- **Task statement**
Work out how many lines in the listing below include the word "styles". Give nothing but the number.
— Begin Records for the exercise —
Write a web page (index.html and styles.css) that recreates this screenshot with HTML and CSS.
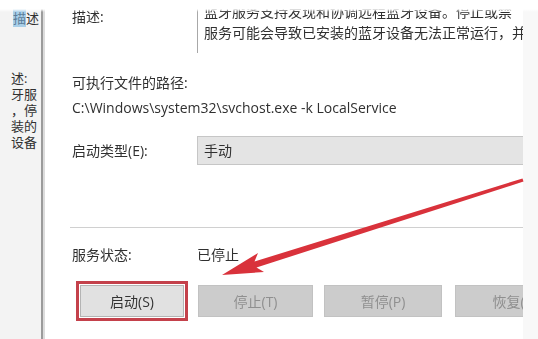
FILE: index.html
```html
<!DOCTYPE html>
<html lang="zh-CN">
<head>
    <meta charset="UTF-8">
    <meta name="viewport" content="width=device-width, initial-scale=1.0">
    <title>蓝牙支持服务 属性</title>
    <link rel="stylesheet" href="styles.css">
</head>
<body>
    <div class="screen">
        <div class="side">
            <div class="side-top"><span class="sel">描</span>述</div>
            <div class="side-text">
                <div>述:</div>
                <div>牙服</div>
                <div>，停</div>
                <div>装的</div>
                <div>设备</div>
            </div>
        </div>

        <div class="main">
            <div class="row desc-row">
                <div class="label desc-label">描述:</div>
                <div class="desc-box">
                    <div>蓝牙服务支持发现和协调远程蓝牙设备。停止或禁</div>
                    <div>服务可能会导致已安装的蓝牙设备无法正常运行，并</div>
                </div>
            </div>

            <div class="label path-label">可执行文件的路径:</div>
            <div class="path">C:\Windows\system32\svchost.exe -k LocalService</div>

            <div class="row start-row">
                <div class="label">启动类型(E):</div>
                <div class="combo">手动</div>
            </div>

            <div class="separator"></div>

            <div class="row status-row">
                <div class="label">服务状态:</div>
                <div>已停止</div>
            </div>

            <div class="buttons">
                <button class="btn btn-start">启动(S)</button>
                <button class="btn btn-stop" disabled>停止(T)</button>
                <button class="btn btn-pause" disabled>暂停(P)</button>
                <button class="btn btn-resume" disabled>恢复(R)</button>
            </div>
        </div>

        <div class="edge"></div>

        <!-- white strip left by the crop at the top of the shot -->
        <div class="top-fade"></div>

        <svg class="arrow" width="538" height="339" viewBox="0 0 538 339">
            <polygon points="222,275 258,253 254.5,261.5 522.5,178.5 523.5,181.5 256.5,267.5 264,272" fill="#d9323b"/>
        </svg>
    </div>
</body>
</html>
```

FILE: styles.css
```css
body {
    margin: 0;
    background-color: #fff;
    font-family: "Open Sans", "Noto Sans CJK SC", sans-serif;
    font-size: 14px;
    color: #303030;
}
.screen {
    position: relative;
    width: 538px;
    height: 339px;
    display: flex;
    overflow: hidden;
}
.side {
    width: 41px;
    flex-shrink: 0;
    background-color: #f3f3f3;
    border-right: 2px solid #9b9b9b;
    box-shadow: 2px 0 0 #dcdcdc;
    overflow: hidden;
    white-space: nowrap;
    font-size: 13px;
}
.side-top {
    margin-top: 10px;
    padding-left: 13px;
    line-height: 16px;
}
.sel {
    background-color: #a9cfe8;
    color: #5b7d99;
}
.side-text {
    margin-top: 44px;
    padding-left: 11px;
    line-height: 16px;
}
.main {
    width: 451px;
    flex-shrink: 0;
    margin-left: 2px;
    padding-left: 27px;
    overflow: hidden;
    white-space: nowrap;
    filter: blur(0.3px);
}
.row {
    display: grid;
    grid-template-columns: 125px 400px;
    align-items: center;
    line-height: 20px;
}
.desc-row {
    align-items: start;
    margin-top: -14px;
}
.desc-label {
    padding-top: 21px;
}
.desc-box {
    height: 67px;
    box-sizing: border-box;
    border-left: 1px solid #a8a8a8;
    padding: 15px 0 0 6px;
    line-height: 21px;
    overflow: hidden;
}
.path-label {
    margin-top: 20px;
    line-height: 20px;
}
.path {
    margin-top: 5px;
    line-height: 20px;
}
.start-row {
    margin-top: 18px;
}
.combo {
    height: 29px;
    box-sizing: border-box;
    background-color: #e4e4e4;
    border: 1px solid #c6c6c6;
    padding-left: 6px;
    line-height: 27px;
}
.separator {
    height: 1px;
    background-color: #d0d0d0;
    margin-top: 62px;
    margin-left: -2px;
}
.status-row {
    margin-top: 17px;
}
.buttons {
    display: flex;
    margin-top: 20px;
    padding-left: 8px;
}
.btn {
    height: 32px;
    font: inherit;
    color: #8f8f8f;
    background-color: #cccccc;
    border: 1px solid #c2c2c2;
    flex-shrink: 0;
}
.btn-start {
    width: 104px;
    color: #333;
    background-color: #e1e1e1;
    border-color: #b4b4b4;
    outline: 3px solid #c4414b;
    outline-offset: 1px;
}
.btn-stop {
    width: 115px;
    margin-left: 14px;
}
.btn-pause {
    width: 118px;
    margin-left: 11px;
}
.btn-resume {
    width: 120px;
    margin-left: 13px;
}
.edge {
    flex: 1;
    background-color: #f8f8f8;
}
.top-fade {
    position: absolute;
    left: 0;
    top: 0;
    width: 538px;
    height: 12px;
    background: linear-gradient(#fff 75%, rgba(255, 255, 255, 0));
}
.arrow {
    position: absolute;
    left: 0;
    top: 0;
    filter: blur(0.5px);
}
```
— End Records for the exercise —
— Begin Records for the exercise —
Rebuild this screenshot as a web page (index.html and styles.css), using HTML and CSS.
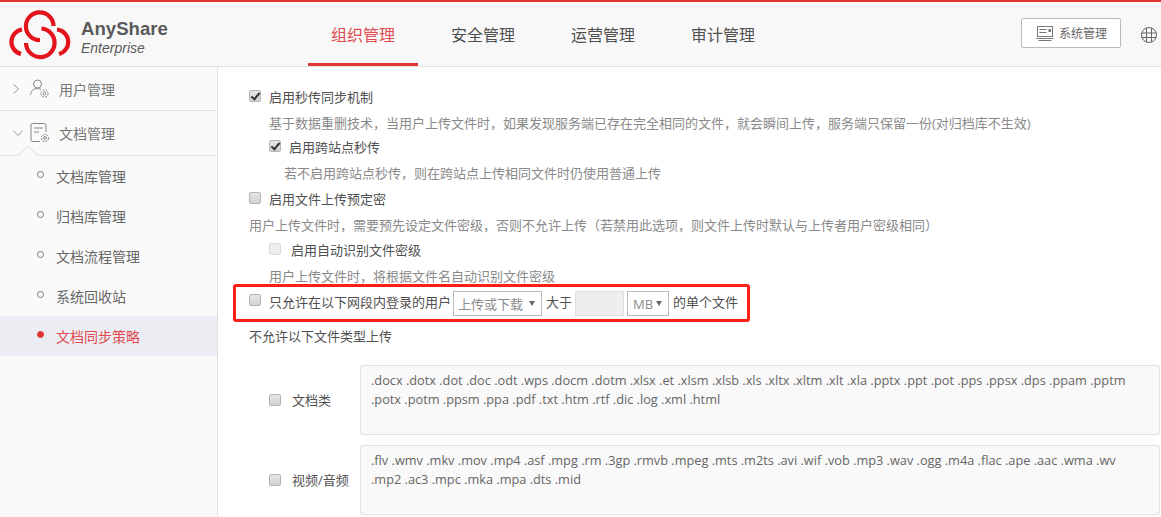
— End Records for the exercise —
- **Answer**
4